How can humans obtain energy without using carbon dioxide-emitting fuels?

Renewable energy takes the energy of the sun and turns it into electricity. Examples of renewable energy are hydropower, solar power, wind, wave and water power, geothermal (using heat from the centre of the earth) and various forms of biofuels.

Nuclear power is non-renewable, but it does not emit carbon dioxide.

The most realistic options for meeting the massive demand for energy in the world today and in the future (currently some 15 terrawatts of power) is either nuclear fission or solar power. All other alternatives simply do not have the capacity to scale up on the level which is required for global implementation (for a detailed analysis of this fact, see the Web Links to the left under "Dr. Nathan Lewis").

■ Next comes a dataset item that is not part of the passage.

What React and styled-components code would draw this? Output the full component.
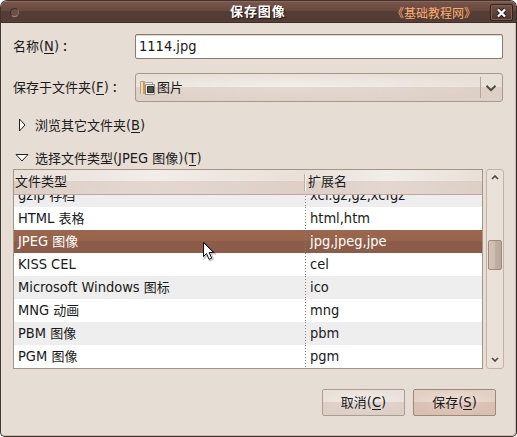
import React from 'react';
import styled, { createGlobalStyle, css } from 'styled-components';

const GlobalStyle = createGlobalStyle`
  * { box-sizing: border-box; }
  body {
    margin: 0;
    background: #fff;
    overflow: hidden;
    font: 14.5px/20px "DejaVu Sans Condensed", "DejaVu Sans", "Noto Sans CJK SC", sans-serif;
    color: #1a1a1a;
  }
`;

const Han = styled.span`
  font-family: "Noto Sans CJK SC", sans-serif;
  font-size: 13px;
  line-height: 1;
`;

const Window = styled.main`
  position: relative;
  width: 517px;
  height: 437px;
  display: flex;
  flex-direction: column;
  background: #e6ddd4;
  border: 1px solid #3f3330;
  border-right-color: #31292a;
  border-radius: 7px 7px 5px 5px;
  box-shadow: inset -1px -1px #c9b9a8, inset 1px 0 #efe8df;
  overflow: hidden;
`;

const TitleBar = styled.header`
  flex: none;
  height: 22px;
  display: grid;
  grid-template-columns: 229px 166px 1fr auto;
  align-items: center;
  padding-right: 3px;
  background: linear-gradient(#8a675b 0 1px, #795449 1px, #67483f 10px, #553e36 10px, #523b34 20px, #60483f 21px, #3a2d29 21px);
`;

const MenuDot = styled.span`
  width: 9px;
  height: 9px;
  margin-left: 9px;
  border: 1px solid #3c2b27;
  border-bottom-color: #a38b82;
  border-right-color: #8b7268;
  border-radius: 50%;
  background: #6c5047;
`;

const Title = styled.h1`
  margin: -2px 0 0;
  font-family: "Noto Sans CJK SC", sans-serif;
  font-size: 13px;
  line-height: 20px;
  font-weight: 700;
  letter-spacing: 0.9px;
  color: #fff;
  text-shadow: 1px 1px 1px #1f1512;
`;

const Site = styled.span`
  display: flex;
  margin: 2px 0 0 2px;
  white-space: nowrap;
  font-size: 12px;
  line-height: 18px;
  color: #ffae74;
  font-family: "Noto Sans CJK SC", sans-serif;
  font-feature-settings: "halt";
`;

const CloseButton = styled.button`
  width: 23px;
  height: 17px;
  padding: 0;
  margin-top: 1px;
  display: grid;
  place-items: center;
  border: 1px solid #33211c;
  border-radius: 2px;
  background: linear-gradient(#725247, #4c372f);
  box-shadow: inset 0 0 0 1px #7e6257;
`;

const Body = styled.div`
  flex: 1;
  display: flex;
  flex-direction: column;
  padding: 11px 12px 0;
`;

const Field = styled.div`
  display: grid;
  grid-template-columns: 122px 368px;
  align-items: center;
  margin-bottom: ${(p) => p.$gap}px;
`;

const Label = styled.label`
  display: flex;
  align-items: baseline;
  white-space: nowrap;
  padding-bottom: 2px;
`;

const Colon = styled.span`
  font-family: "Noto Sans CJK JP", sans-serif;
  font-size: 12px;
  line-height: 12px;
  font-weight: 500;
  align-self: center;
  margin-top: 3px;
`;

const Mnemonic = styled.span`
  box-shadow: inset 0 -1px #1a1a1a;
  display: inline-block;
  height: 15px;
  line-height: 15px;
`;

const Entry = styled.input`
  width: 368px;
  height: 25px;
  padding: 0 3px 1px;
  font: inherit;
  color: inherit;
  border: 1px solid #8b7a66;
  border-radius: 2px;
  background: #fff;
  box-shadow: inset 0 1px #ddd8d2;
  outline: 0;
`;

const Combo = styled.div`
  height: 29px;
  display: flex;
  align-items: center;
  padding-left: 3px;
  border: 1px solid #a8988a;
  border-radius: 3px;
  background:
    linear-gradient(transparent 13px, rgba(199, 176, 164, 0.36) 13px, rgba(199, 176, 164, 0.3)),
    radial-gradient(ellipse at 42% 50%, #f4f0ec, #e8dfd7 75%);
`;

const ComboText = styled.span`
  flex: 1;
  margin-left: 1px;
  padding-bottom: 2px;
`;

const ComboArrow = styled.span`
  width: 22px;
  height: 21px;
  display: grid;
  place-items: center;
  border-left: 1px solid #b5a69a;
  padding-right: 2px;
`;

const Expander = styled.div`
  height: 20px;
  display: flex;
  align-items: center;
  gap: 6px;
  padding-left: 2px;
  margin-bottom: ${(p) => p.$gap}px;
  white-space: nowrap;
`;

const ExpanderText = styled.span`
  padding-bottom: 1px;
`;

const ListArea = styled.div`
  display: flex;
  gap: 3px;
  height: 200px;
`;

const Table = styled.div`
  width: 470px;
  display: flex;
  flex-direction: column;
  border: 1px solid #a59587;
  background: #fff;
`;

const HeaderRow = styled.div`
  flex: none;
  height: 25px;
  display: grid;
  grid-template-columns: 290px 1fr;
  align-items: center;
  border-bottom: 1px solid #bca99a;
  background:
    linear-gradient(transparent 11px, rgba(199, 176, 164, 0.36) 11px, rgba(199, 176, 164, 0.35)),
    linear-gradient(90deg, #e9e0d8, #f2ede8 30%, #e9e0d8 62%, #f2ede8 80%, #e9e0d8);
`;

const HeaderCell = styled.span`
  height: 17px;
  line-height: 15px;
  padding-left: 1px;
  & + & {
    border-left: 1px solid #bdaea2;
    box-shadow: inset 1px 0 #f8f5f2;
    padding-left: 3px;
  }
`;

const Rows = styled.div`
  height: 173px;
  display: flex;
  flex-direction: column;
  justify-content: flex-end;
  overflow: hidden;
`;

const Row = styled.div`
  flex: none;
  height: 23px;
  display: grid;
  grid-template-columns: 291px 1fr;
  line-height: 22px;
  background: ${(p) => (p.$shade ? '#eeeeee' : '#ffffff')};
  ${(p) => p.$selected && css`
    color: #fff;
    background: linear-gradient(#9c664d, #97634c 11px, #8d5c48 11px, #8c5c48);
  `}
`;

const Cell = styled.span`
  padding-left: 4px;
  white-space: nowrap;
  & + & {
    padding-left: 5px;
    background: repeating-linear-gradient(#8a8580 0 1px, transparent 1px 3px) 0 0 / 1px 100% no-repeat;
  }
`;

const Scrollbar = styled.div`
  width: 18px;
  height: 200px;
  display: grid;
  grid-template-rows: 70px 30px 1fr;
  justify-items: center;
  border: 1px solid #c5b3a2;
  border-radius: 3px;
  background: #e9e1da;
`;

const ArrowSlot = styled.span`
  display: flex;
  padding: 5px 0 6px;
  align-items: ${(p) => (p.$end ? 'flex-end' : 'flex-start')};
`;

const Thumb = styled.span`
  width: 14px;
  height: 30px;
  border: 1px solid #9d8a7b;
  border-radius: 2px;
  background: linear-gradient(90deg, #d2c3b6, #cbbcaf 50%, #bfaea1 50%, #b9a89c);
`;

const Actions = styled.div`
  display: flex;
  justify-content: flex-end;
  gap: 8px;
  margin: 20px 8px 0 0;
`;

const ActionButton = styled.button`
  width: 83px;
  height: 27px;
  padding: 0 0 1px;
  font: inherit;
  color: inherit;
  border: 1px solid ${(p) => (p.$primary ? '#a08779' : '#ad9d90')};
  border-radius: 2px;
  background:
    linear-gradient(transparent 12px, ${(p) => (p.$primary ? 'rgba(195,150,130,.28)' : 'rgba(199,176,164,.36)')} 12px),
    ${(p) => (p.$primary
      ? 'radial-gradient(ellipse at center, #eee0d8, #e2cfc3 75%)'
      : 'radial-gradient(ellipse at center, #f2eeea, #e9e0d9 75%)')};
`;

const Pointer = styled.svg`
  position: absolute;
  left: 202px;
  top: 241px;
`;

const files = [
  ['gzip 存档', 'xcf.gz,gz,xcfgz'],
  ['HTML 表格', 'html,htm'],
  ['JPEG 图像', 'jpg,jpeg,jpe'],
  ['KISS CEL', 'cel'],
  ['Microsoft Windows 图标', 'ico'],
  ['MNG 动画', 'mng'],
  ['PBM 图像', 'pbm'],
  ['PGM 图像', 'pgm'],
];

function Mixed({ children }) {
  return children
    .split(/([\u4e00-\u9fff]+)/)
    .filter(Boolean)
    .map((part, i) => (/[\u4e00-\u9fff]/.test(part) ? <Han key={i}>{part}</Han> : part));
}

function Key({ letter }) {
  return <span>(<Mnemonic>{letter}</Mnemonic>)</span>;
}

function Chevron({ up, width = 8, height = 5, stroke = 1.6 }) {
  return (
    <svg width={width} height={height} viewBox="0 0 8 5" fill="none" stroke="#4b4540" strokeWidth={stroke}>
      <path d={up ? 'M1 4 4 1 7 4' : 'M1 1 4 4 7 1'} />
    </svg>
  );
}

function FolderIcon() {
  return (
    <svg width="17" height="16" viewBox="0 0 17 16">
      <path d="M1.5 1.5h4l1 1h7v11h-12z" fill="#f8f6f3" stroke="#aaa199" />
      <path d="M2 2h4v12H2z" fill="#f7d9b0" />
      <path d="M4 2h2v12H4z" fill="#dc9448" />
      <path d="M6.5 4.5h9v10h-9z" fill="#f3f3f2" stroke="#8c8986" />
      <path d="M8.500 6.500h6v6h-6z" fill="#50534f" stroke="#252725" />
    </svg>
  );
}

export default function App() {
  return (
    <>
      <GlobalStyle />
      <Window>
        <TitleBar>
          <MenuDot />
          <Title>保存图像</Title>
          <Site>《基础教程网》</Site>
          <CloseButton aria-label="关闭">
            <svg width="11" height="10" viewBox="0 0 11 10" fill="none">
              <path d="m2 1.5 7 7m0-7-7 7" stroke="#291b17" strokeWidth="4" />
              <path d="m2 1.5 7 7m0-7-7 7" stroke="#fff" strokeWidth="2.4" />
            </svg>
          </CloseButton>
        </TitleBar>
        <Body>
          <Field $gap={14}>
            <Label htmlFor="name"><Mixed>名称</Mixed><Key letter="N" /><Colon>：</Colon></Label>
            <Entry id="name" defaultValue="1114.jpg" />
          </Field>
          <Field $gap={13}>
            <Label><Mixed>保存于文件夹</Mixed><Key letter="F" /><Colon>：</Colon></Label>
            <Combo>
              <FolderIcon />
              <ComboText><Mixed>图片</Mixed></ComboText>
              <ComboArrow><Chevron width={12} height={8} stroke={1.2} /></ComboArrow>
            </Combo>
          </Field>
          <Expander $gap={13}>
            <svg width="14" height="14" viewBox="0 0 14 14">
              <path d="M4.5 1 10 7 4.5 13z" fill="#fff" stroke="#25211e" />
            </svg>
            <ExpanderText><Mixed>浏览其它文件夹</Mixed><Key letter="B" /></ExpanderText>
          </Expander>
          <Expander $gap={1}>
            <svg width="14" height="14" viewBox="0 0 14 14">
              <path d="M1 3.5h12L7 10z" fill="#fff" stroke="#25211e" />
            </svg>
            <ExpanderText><Mixed>选择文件类型(JPEG 图像)</Mixed><Key letter="T" /></ExpanderText>
          </Expander>
          <ListArea>
            <Table>
              <HeaderRow>
                <HeaderCell><Mixed>文件类型</Mixed></HeaderCell>
                <HeaderCell><Mixed>扩展名</Mixed></HeaderCell>
              </HeaderRow>
              <Rows>
                {files.map(([name, ext], i) => (
                  <Row key={name} $shade={i % 2 === 0} $selected={i === 2}>
                    <Cell><Mixed>{name}</Mixed></Cell>
                    <Cell>{ext}</Cell>
                  </Row>
                ))}
              </Rows>
            </Table>
            <Scrollbar>
              <ArrowSlot><Chevron up /></ArrowSlot>
              <Thumb />
              <ArrowSlot $end><Chevron /></ArrowSlot>
            </Scrollbar>
          </ListArea>
          <Actions>
            <ActionButton><Mixed>取消</Mixed><Key letter="C" /></ActionButton>
            <ActionButton $primary><Mixed>保存</Mixed><Key letter="S" /></ActionButton>
          </Actions>
        </Body>
        <Pointer width="13" height="20" viewBox="0 0 13 20">
          <path d="M1.5 1.5v14l3-3 2.6 5.5 2.4-1.2L7 11.5h4.5z" fill="none" stroke="#0003" strokeWidth="2.5" />
          <path d="M.5.5v14l3-3 2.6 5.8 2.6-1.2-2.6-5.6h4.4z" fill="#fff" stroke="#111" />
        </Pointer>
      </Window>
    </>
  );
}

While nuclear power could provide sufficient energy to the world carbon free, it would require building a new nuclear power plant every other day for the next 50 years in order to meet demand. Not to mention the problems of national security and the unsolved issues with dangerous nuclear waste that will remain toxic for hundreds of thousands of years.

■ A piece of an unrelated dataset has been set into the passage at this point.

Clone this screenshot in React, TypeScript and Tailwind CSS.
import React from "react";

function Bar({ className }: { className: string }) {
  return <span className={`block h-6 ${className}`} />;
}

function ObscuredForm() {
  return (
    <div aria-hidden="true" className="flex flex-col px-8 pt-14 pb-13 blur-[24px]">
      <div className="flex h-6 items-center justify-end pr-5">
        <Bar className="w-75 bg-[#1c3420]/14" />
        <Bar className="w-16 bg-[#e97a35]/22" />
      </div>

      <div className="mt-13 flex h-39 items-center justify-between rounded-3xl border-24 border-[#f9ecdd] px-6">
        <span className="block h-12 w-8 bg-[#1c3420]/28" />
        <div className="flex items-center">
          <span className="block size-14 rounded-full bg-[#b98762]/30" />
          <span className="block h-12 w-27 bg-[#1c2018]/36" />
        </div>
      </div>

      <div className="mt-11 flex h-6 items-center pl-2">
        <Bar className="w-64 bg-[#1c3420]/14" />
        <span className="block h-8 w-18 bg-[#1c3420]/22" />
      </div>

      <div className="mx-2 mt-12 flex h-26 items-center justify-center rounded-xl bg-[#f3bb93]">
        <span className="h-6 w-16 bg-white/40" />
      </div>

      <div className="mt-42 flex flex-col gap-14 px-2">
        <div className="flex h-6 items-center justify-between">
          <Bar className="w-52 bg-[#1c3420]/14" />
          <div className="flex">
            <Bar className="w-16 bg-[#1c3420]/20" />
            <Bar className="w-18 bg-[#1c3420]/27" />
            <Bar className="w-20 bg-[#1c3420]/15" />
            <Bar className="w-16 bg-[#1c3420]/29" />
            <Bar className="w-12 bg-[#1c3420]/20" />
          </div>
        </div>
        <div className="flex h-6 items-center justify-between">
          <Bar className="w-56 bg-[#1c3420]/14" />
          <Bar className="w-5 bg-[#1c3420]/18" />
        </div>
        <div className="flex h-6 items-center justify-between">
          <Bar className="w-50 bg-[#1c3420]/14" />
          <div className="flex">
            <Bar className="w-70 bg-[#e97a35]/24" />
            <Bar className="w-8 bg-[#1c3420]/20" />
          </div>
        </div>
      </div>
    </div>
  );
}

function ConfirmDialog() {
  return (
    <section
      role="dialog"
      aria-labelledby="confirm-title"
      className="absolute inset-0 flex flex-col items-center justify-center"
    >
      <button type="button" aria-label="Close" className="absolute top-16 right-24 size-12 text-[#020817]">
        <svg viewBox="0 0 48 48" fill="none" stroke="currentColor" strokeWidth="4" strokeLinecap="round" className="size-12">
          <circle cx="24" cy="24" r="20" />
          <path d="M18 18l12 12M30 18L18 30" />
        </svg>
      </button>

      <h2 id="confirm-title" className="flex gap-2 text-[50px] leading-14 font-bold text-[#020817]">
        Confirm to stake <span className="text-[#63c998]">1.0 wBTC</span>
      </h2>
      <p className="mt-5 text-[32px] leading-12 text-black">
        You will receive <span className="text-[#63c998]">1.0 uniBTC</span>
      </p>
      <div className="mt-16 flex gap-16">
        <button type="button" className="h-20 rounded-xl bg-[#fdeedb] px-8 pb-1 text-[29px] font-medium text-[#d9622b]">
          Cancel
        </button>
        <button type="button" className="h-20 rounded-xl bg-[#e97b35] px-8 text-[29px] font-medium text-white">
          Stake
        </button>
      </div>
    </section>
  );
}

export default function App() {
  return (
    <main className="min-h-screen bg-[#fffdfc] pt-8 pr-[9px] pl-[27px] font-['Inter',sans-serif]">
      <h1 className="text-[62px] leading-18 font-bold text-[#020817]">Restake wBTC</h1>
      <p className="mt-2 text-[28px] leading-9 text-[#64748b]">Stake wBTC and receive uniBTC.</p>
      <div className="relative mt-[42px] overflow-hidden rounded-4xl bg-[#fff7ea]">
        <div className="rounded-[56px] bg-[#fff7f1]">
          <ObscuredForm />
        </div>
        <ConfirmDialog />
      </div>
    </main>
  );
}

Solar energy on the other hand has tremendous potential. FACT: MORE ENERGY FROM THE SUN HITS THE SURFACE OF THE EARTH IN ONE HOUR THAN THE ENTIRE WORLD USES ALL YEAR. There are vast supplies of energy in sunlight. The problem with solar energy currently is the cost -- solar cells are simply not economically competitive with other ways of making electricity from fossil fuels (in particular coal). Much more research and development must be done to reduce this cost. The other big problem with solar energy is that currently most solar cells only make electricity, which is difficult to store efficiently. Each night, the sun goes down, and you must have a way to store the energy you will need for the night. Charging and discharging batteries is a very inefficient way to do that. There are solar cells which can produce chemical fuels directly instead of electricity (such as water splitting solar cells that can directly electrolyze water to hydrogen and oxygen). These cells also need a great deal of further research and development before they can be used on a large scale.

See the Related Question links to the left: "What are some alternate sources of energy?"

Most, if not all of the sources of energy listed there are so-called "carbon neutral." Many do not emit any carbon dioxide at all (e.g. solar, geothermal, wind, tides/waves, nuclear), but those that do (biomass) remove as much CO2 from the air as they emit, so that the net is zero.